____ Records shown

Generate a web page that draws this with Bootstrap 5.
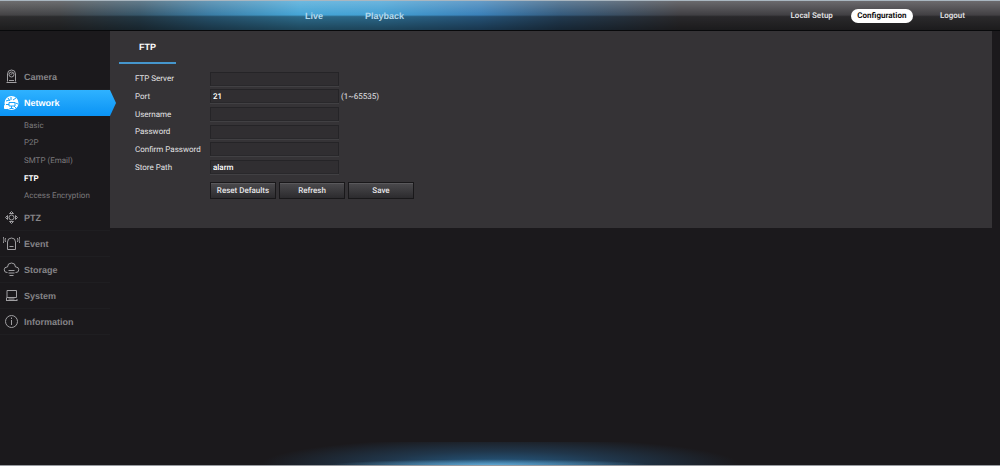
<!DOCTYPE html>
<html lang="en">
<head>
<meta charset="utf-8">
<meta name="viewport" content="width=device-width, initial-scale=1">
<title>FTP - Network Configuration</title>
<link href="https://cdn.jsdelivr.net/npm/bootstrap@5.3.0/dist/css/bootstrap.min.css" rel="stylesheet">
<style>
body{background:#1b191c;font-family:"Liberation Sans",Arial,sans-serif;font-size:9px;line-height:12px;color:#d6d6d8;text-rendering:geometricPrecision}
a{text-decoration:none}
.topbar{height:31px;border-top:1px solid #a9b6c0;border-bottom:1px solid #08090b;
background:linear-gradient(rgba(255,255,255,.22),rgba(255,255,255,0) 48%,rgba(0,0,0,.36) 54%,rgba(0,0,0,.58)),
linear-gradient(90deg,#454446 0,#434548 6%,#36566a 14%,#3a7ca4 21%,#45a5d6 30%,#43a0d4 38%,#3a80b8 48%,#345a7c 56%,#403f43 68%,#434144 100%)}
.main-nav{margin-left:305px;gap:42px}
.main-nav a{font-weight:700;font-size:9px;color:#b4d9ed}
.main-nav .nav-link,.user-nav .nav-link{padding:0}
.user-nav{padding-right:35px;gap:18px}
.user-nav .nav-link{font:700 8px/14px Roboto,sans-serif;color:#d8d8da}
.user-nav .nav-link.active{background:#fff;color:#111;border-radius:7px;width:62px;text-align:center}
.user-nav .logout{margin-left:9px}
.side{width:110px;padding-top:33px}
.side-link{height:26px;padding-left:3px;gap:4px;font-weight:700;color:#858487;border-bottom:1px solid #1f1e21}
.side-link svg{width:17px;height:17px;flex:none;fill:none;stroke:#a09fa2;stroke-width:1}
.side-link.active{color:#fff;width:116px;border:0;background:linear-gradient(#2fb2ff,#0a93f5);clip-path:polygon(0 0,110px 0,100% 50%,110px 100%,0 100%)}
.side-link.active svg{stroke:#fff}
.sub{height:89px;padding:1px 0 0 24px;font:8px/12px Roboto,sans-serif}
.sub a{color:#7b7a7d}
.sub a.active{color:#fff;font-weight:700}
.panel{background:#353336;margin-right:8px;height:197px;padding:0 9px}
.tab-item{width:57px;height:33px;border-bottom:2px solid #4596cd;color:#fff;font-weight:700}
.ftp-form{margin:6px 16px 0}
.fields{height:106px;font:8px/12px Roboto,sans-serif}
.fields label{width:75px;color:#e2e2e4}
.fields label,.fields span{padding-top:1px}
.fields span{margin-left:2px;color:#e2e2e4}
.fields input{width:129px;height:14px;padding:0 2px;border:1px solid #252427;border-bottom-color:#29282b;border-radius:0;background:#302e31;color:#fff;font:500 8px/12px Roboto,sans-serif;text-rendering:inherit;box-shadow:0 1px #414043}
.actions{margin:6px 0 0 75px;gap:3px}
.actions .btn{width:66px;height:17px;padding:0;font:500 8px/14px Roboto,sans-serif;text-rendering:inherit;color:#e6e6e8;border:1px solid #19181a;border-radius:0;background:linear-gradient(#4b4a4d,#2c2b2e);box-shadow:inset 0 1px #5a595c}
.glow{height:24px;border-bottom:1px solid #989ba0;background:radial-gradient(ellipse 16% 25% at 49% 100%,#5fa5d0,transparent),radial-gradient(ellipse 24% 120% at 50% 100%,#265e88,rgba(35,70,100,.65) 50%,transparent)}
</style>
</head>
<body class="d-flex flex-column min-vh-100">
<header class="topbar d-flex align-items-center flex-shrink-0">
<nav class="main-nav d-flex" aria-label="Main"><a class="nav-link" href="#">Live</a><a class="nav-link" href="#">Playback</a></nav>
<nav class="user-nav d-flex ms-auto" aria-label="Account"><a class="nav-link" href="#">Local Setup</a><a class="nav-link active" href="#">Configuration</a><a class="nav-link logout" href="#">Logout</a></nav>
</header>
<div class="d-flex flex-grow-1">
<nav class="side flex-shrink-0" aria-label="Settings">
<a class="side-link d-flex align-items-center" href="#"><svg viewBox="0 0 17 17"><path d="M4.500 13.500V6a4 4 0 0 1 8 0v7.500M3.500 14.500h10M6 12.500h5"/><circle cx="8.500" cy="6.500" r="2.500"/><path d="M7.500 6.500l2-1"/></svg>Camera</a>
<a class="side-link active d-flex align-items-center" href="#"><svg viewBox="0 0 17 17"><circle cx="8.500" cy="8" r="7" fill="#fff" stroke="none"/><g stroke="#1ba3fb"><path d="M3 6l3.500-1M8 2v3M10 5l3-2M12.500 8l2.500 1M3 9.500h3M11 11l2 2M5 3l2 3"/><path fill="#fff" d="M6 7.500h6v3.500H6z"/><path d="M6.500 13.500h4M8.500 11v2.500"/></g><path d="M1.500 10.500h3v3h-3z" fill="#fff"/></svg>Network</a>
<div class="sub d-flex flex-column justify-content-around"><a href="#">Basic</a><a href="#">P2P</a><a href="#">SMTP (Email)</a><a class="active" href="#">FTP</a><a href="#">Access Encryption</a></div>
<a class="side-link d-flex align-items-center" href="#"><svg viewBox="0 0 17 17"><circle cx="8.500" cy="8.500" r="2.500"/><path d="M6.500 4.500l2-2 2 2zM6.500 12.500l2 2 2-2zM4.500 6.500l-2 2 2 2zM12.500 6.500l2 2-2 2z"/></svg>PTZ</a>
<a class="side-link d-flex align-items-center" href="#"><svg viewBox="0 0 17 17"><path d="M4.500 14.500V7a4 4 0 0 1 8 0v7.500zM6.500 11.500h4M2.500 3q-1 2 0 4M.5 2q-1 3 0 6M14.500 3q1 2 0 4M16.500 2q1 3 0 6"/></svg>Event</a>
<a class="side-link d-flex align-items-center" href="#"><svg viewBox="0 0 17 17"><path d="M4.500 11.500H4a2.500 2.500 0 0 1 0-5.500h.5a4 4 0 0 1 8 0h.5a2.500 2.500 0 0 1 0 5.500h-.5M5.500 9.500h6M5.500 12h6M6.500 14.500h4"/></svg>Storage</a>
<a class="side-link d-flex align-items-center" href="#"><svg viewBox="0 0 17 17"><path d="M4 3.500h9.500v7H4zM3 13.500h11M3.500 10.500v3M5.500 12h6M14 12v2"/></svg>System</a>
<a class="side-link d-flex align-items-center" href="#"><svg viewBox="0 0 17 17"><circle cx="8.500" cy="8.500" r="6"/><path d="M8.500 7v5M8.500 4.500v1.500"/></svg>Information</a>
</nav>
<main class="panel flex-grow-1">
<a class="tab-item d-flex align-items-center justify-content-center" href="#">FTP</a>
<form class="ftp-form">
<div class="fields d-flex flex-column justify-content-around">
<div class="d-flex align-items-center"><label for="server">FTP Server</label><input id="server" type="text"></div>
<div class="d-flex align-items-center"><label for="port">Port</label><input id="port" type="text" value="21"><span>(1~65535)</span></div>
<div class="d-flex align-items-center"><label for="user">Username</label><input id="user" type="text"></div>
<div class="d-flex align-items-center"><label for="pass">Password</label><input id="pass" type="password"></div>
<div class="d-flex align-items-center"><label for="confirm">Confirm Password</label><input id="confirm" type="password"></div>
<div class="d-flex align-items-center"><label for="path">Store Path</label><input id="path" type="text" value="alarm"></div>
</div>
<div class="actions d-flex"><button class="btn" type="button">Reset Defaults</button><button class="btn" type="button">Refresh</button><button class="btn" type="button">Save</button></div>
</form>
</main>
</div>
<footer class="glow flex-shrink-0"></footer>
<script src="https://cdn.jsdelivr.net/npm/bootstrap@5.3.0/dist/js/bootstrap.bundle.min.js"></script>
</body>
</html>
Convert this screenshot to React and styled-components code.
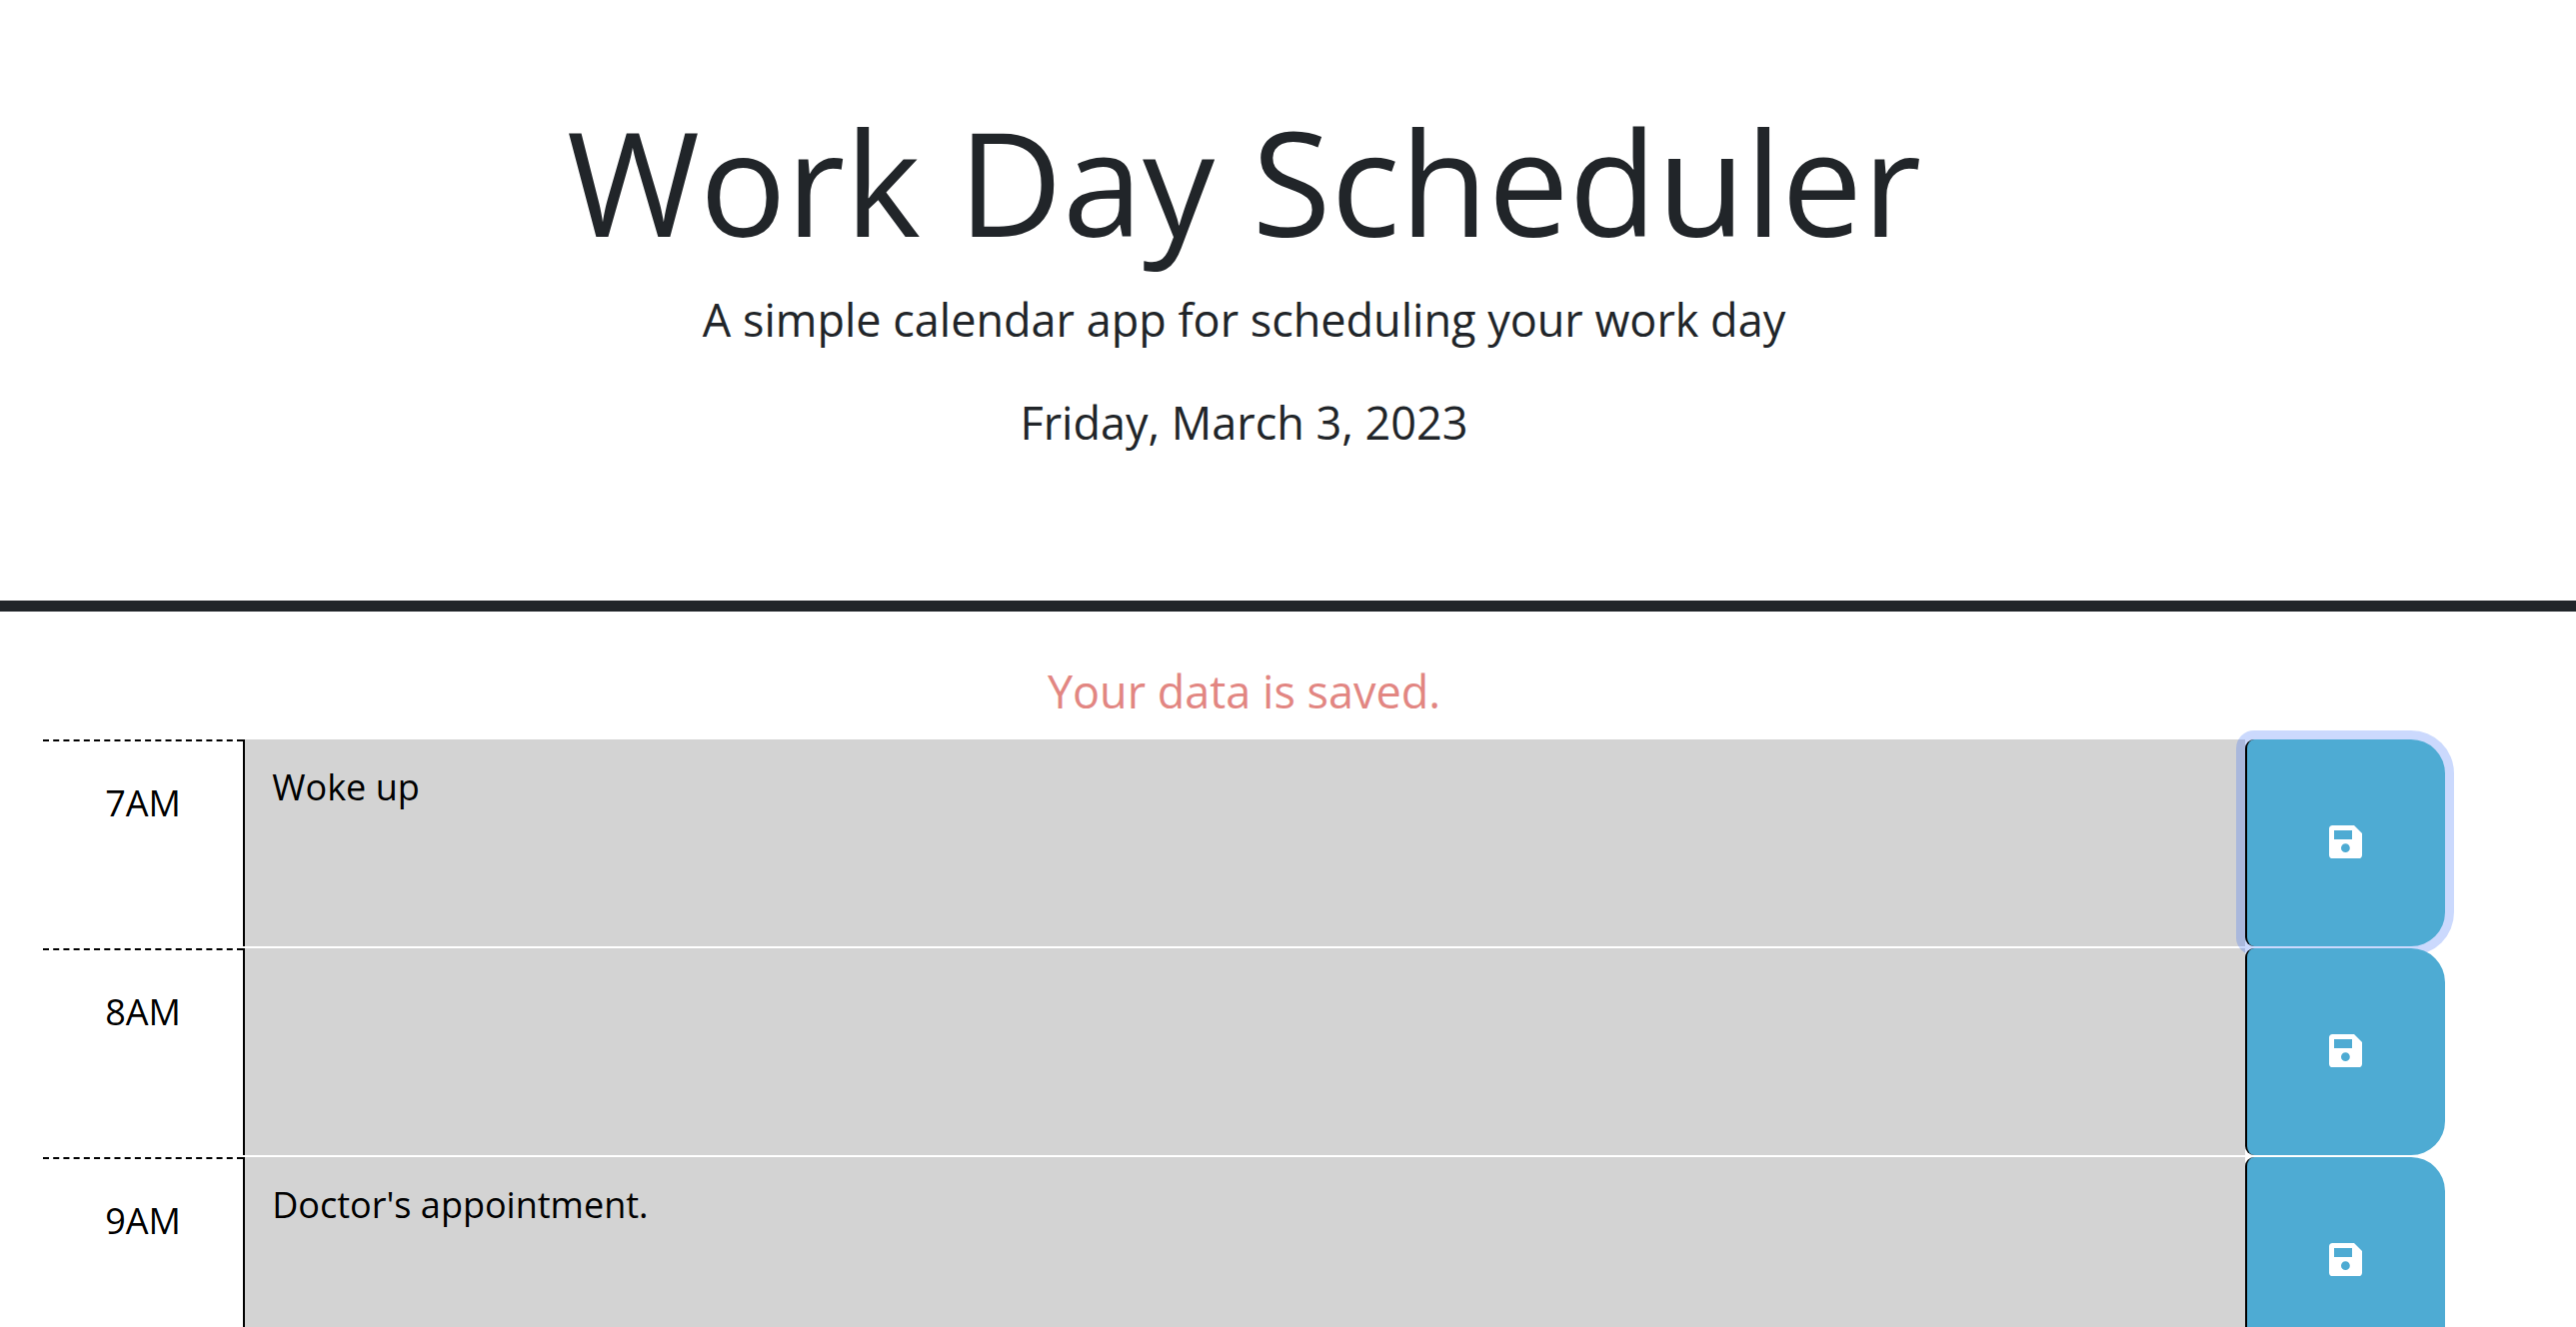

________

None of the pictures should appear; repeat the records exactly otherwise.

Correct response:
Generate a web page that draws this with Bootstrap 5.
<!DOCTYPE html>
<html lang="en">
<head>
<meta charset="utf-8">
<meta name="viewport" content="width=device-width, initial-scale=1">
<title>FTP - Network Configuration</title>
<link href="https://cdn.jsdelivr.net/npm/bootstrap@5.3.0/dist/css/bootstrap.min.css" rel="stylesheet">
<style>
body{background:#1b191c;font-family:"Liberation Sans",Arial,sans-serif;font-size:9px;line-height:12px;color:#d6d6d8;text-rendering:geometricPrecision}
a{text-decoration:none}
.topbar{height:31px;border-top:1px solid #a9b6c0;border-bottom:1px solid #08090b;
background:linear-gradient(rgba(255,255,255,.22),rgba(255,255,255,0) 48%,rgba(0,0,0,.36) 54%,rgba(0,0,0,.58)),
linear-gradient(90deg,#454446 0,#434548 6%,#36566a 14%,#3a7ca4 21%,#45a5d6 30%,#43a0d4 38%,#3a80b8 48%,#345a7c 56%,#403f43 68%,#434144 100%)}
.main-nav{margin-left:305px;gap:42px}
.main-nav a{font-weight:700;font-size:9px;color:#b4d9ed}
.main-nav .nav-link,.user-nav .nav-link{padding:0}
.user-nav{padding-right:35px;gap:18px}
.user-nav .nav-link{font:700 8px/14px Roboto,sans-serif;color:#d8d8da}
.user-nav .nav-link.active{background:#fff;color:#111;border-radius:7px;width:62px;text-align:center}
.user-nav .logout{margin-left:9px}
.side{width:110px;padding-top:33px}
.side-link{height:26px;padding-left:3px;gap:4px;font-weight:700;color:#858487;border-bottom:1px solid #1f1e21}
.side-link svg{width:17px;height:17px;flex:none;fill:none;stroke:#a09fa2;stroke-width:1}
.side-link.active{color:#fff;width:116px;border:0;background:linear-gradient(#2fb2ff,#0a93f5);clip-path:polygon(0 0,110px 0,100% 50%,110px 100%,0 100%)}
.side-link.active svg{stroke:#fff}
.sub{height:89px;padding:1px 0 0 24px;font:8px/12px Roboto,sans-serif}
.sub a{color:#7b7a7d}
.sub a.active{color:#fff;font-weight:700}
.panel{background:#353336;margin-right:8px;height:197px;padding:0 9px}
.tab-item{width:57px;height:33px;border-bottom:2px solid #4596cd;color:#fff;font-weight:700}
.ftp-form{margin:6px 16px 0}
.fields{height:106px;font:8px/12px Roboto,sans-serif}
.fields label{width:75px;color:#e2e2e4}
.fields label,.fields span{padding-top:1px}
.fields span{margin-left:2px;color:#e2e2e4}
.fields input{width:129px;height:14px;padding:0 2px;border:1px solid #252427;border-bottom-color:#29282b;border-radius:0;background:#302e31;color:#fff;font:500 8px/12px Roboto,sans-serif;text-rendering:inherit;box-shadow:0 1px #414043}
.actions{margin:6px 0 0 75px;gap:3px}
.actions .btn{width:66px;height:17px;padding:0;font:500 8px/14px Roboto,sans-serif;text-rendering:inherit;color:#e6e6e8;border:1px solid #19181a;border-radius:0;background:linear-gradient(#4b4a4d,#2c2b2e);box-shadow:inset 0 1px #5a595c}
.glow{height:24px;border-bottom:1px solid #989ba0;background:radial-gradient(ellipse 16% 25% at 49% 100%,#5fa5d0,transparent),radial-gradient(ellipse 24% 120% at 50% 100%,#265e88,rgba(35,70,100,.65) 50%,transparent)}
</style>
</head>
<body class="d-flex flex-column min-vh-100">
<header class="topbar d-flex align-items-center flex-shrink-0">
<nav class="main-nav d-flex" aria-label="Main"><a class="nav-link" href="#">Live</a><a class="nav-link" href="#">Playback</a></nav>
<nav class="user-nav d-flex ms-auto" aria-label="Account"><a class="nav-link" href="#">Local Setup</a><a class="nav-link active" href="#">Configuration</a><a class="nav-link logout" href="#">Logout</a></nav>
</header>
<div class="d-flex flex-grow-1">
<nav class="side flex-shrink-0" aria-label="Settings">
<a class="side-link d-flex align-items-center" href="#"><svg viewBox="0 0 17 17"><path d="M4.500 13.500V6a4 4 0 0 1 8 0v7.500M3.500 14.500h10M6 12.500h5"/><circle cx="8.500" cy="6.500" r="2.500"/><path d="M7.500 6.500l2-1"/></svg>Camera</a>
<a class="side-link active d-flex align-items-center" href="#"><svg viewBox="0 0 17 17"><circle cx="8.500" cy="8" r="7" fill="#fff" stroke="none"/><g stroke="#1ba3fb"><path d="M3 6l3.500-1M8 2v3M10 5l3-2M12.500 8l2.500 1M3 9.500h3M11 11l2 2M5 3l2 3"/><path fill="#fff" d="M6 7.500h6v3.500H6z"/><path d="M6.500 13.500h4M8.500 11v2.500"/></g><path d="M1.500 10.500h3v3h-3z" fill="#fff"/></svg>Network</a>
<div class="sub d-flex flex-column justify-content-around"><a href="#">Basic</a><a href="#">P2P</a><a href="#">SMTP (Email)</a><a class="active" href="#">FTP</a><a href="#">Access Encryption</a></div>
<a class="side-link d-flex align-items-center" href="#"><svg viewBox="0 0 17 17"><circle cx="8.500" cy="8.500" r="2.500"/><path d="M6.500 4.500l2-2 2 2zM6.500 12.500l2 2 2-2zM4.500 6.500l-2 2 2 2zM12.500 6.500l2 2-2 2z"/></svg>PTZ</a>
<a class="side-link d-flex align-items-center" href="#"><svg viewBox="0 0 17 17"><path d="M4.500 14.500V7a4 4 0 0 1 8 0v7.500zM6.500 11.500h4M2.500 3q-1 2 0 4M.5 2q-1 3 0 6M14.500 3q1 2 0 4M16.500 2q1 3 0 6"/></svg>Event</a>
<a class="side-link d-flex align-items-center" href="#"><svg viewBox="0 0 17 17"><path d="M4.500 11.500H4a2.500 2.500 0 0 1 0-5.500h.5a4 4 0 0 1 8 0h.5a2.500 2.500 0 0 1 0 5.500h-.5M5.500 9.500h6M5.500 12h6M6.500 14.500h4"/></svg>Storage</a>
<a class="side-link d-flex align-items-center" href="#"><svg viewBox="0 0 17 17"><path d="M4 3.500h9.500v7H4zM3 13.500h11M3.500 10.500v3M5.500 12h6M14 12v2"/></svg>System</a>
<a class="side-link d-flex align-items-center" href="#"><svg viewBox="0 0 17 17"><circle cx="8.500" cy="8.500" r="6"/><path d="M8.500 7v5M8.500 4.500v1.500"/></svg>Information</a>
</nav>
<main class="panel flex-grow-1">
<a class="tab-item d-flex align-items-center justify-content-center" href="#">FTP</a>
<form class="ftp-form">
<div class="fields d-flex flex-column justify-content-around">
<div class="d-flex align-items-center"><label for="server">FTP Server</label><input id="server" type="text"></div>
<div class="d-flex align-items-center"><label for="port">Port</label><input id="port" type="text" value="21"><span>(1~65535)</span></div>
<div class="d-flex align-items-center"><label for="user">Username</label><input id="user" type="text"></div>
<div class="d-flex align-items-center"><label for="pass">Password</label><input id="pass" type="password"></div>
<div class="d-flex align-items-center"><label for="confirm">Confirm Password</label><input id="confirm" type="password"></div>
<div class="d-flex align-items-center"><label for="path">Store Path</label><input id="path" type="text" value="alarm"></div>
</div>
<div class="actions d-flex"><button class="btn" type="button">Reset Defaults</button><button class="btn" type="button">Refresh</button><button class="btn" type="button">Save</button></div>
</form>
</main>
</div>
<footer class="glow flex-shrink-0"></footer>
<script src="https://cdn.jsdelivr.net/npm/bootstrap@5.3.0/dist/js/bootstrap.bundle.min.js"></script>
</body>
</html>
Convert this screenshot to React and styled-components code.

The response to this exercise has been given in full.